The dawn of the 90's and the events in the East were always seen as a great victory for the Western Way of Life as far as the media in general were concerned. We heralded the collapse of Communism and looked forward to the former USSR taking it's place on the world stage as an equal partner (well...I did anyway). Not least amongst my own personal causes for celebration was the end of the Cold War and an end to the constant, almost paralysing fear of a Nuclear War. Later events were to prove me almost 100% wrong on this particular issue. I had thought that the end of the Soviet Union would mean an end to 2 superpowers threatening each other with Mutually Assured Destruction. In that respect I was correct. What we instead got was about 9 nations with Nuclear Weapons, all of which were pointing here, there, and everywhere. If I was rigid with fear beforehand, I should by rights have been comatose with terror now.

This was not the case though. Instead of the media calmly and neutrally scaremongering about the threat of Nuclear War as they had done in the 80's, a new tactic was used.
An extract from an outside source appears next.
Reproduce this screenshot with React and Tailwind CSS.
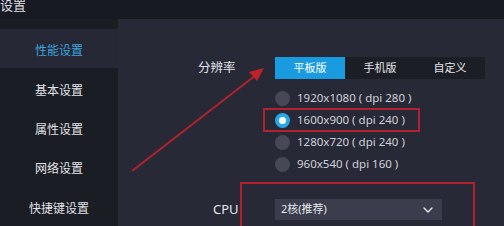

Whilst before Russia was regarded with fear, hostility and suspicion it was now gradually becoming regarded with a certain derision, head-shaking amusement, and a few condescending smiles. And suspicion. What had caused this change in the media view of Russia? Two words; Boris Yeltsin.

Actually, that's not entirely true. When the Emergency Committee usurped Gorbachev, the world held its breath. Seemingly we were about to plunge back into the Cold War years with the added bonus of political instability in the East as well as the aforementioned fear etc. The media in the West then saw Yeltsin as hero, certainly. When he stood up to the tanks in the streets he took on an iconic status similar to that held by the poor brave Chinese gentleman who, armed only with his briefcase, stopped a column of tanks from attacking the protesters in Tianamen Square. When he replaced Gorbachev the media swept the fact that the handing over of power was not entirely seamless, and any chords of unease about the mans ability to actually run the country were treated dismissively by those in the know.

In fairness to him, it was a while before he became regarded as an unstable semi-alcoholic liability. Not because of any statesmanlike actions on his part, but mainly due to a combination of the goodwill felt toward him after the Emergency Committee debacle, and partly because of the actions of Vladimir Zhiranovsky or "Mad Vlad" as he was christened here.

Here was a man who punched his political opponents on air, who made grandiose plans to invade Europe and annex Japan, and who held his party conference in a strip club. I think it was his actions that broke the ground for the western media to really belly laugh at the Russian Leadership (though not the Russian People; I think the English have an inherent respect for any nation that can effortlessly drink so much).

So despite the fact that Russia still had the capability to blow the world up about 4 times over, and despite Yeltsin's alarming love of having the big red button with him at all times of the night and day no matter what his relative sobriety, the media regarded Russian Politicians with an undisguised contempt and brevity. We in our turn began to laugh at them. I think in part this has to do with all of those years of nuclear fear; if we didn't laugh now we would surely cry.

And so here we are now in the 21st century. The Eastern media seems to the casual observer to be working in much the same way as the Western, with some sections slavishly devoted to a political stance, others funded by questionable sources, some with an iron hard integrity that usually translates into insufferable self righteousness. Putin is the president and the Western laughter has stopped. The general view of him seems to be that he is a good man for Russia, but this view is tempered by an air of unease as that is what the chattering classes said of Hitler in the 30's. The Chechen War (as it is known here) seems to rumble on, but in truth there is little news about it. Despite the fine words and high ideals we supposedly hold, it would seem that we care little for the implications of Russia putting it's house in order. And so we ignore the few reports on it that are actually deemed newsworthy by the West.

Yet despite this, there may be a light breeze of change blowing in our media. With Dubya on the throne in the US we find ourselves in the uncomfortable position of being allied to a moron who will act unilaterally and demand that the rest of the world follow suit. Doing in fact exactly what the media spent so long warning us the USSR would do. As President Putin tentatively begins to sound out his traditional allies concerning opposition to the US Missile Defence Shield, can it be too much longer before we in Europe find that we have a lot in common concerning that issue and perhaps make overtures of our own? And if we find concord on that issue, could there not be others? As in everything, time will surely tell.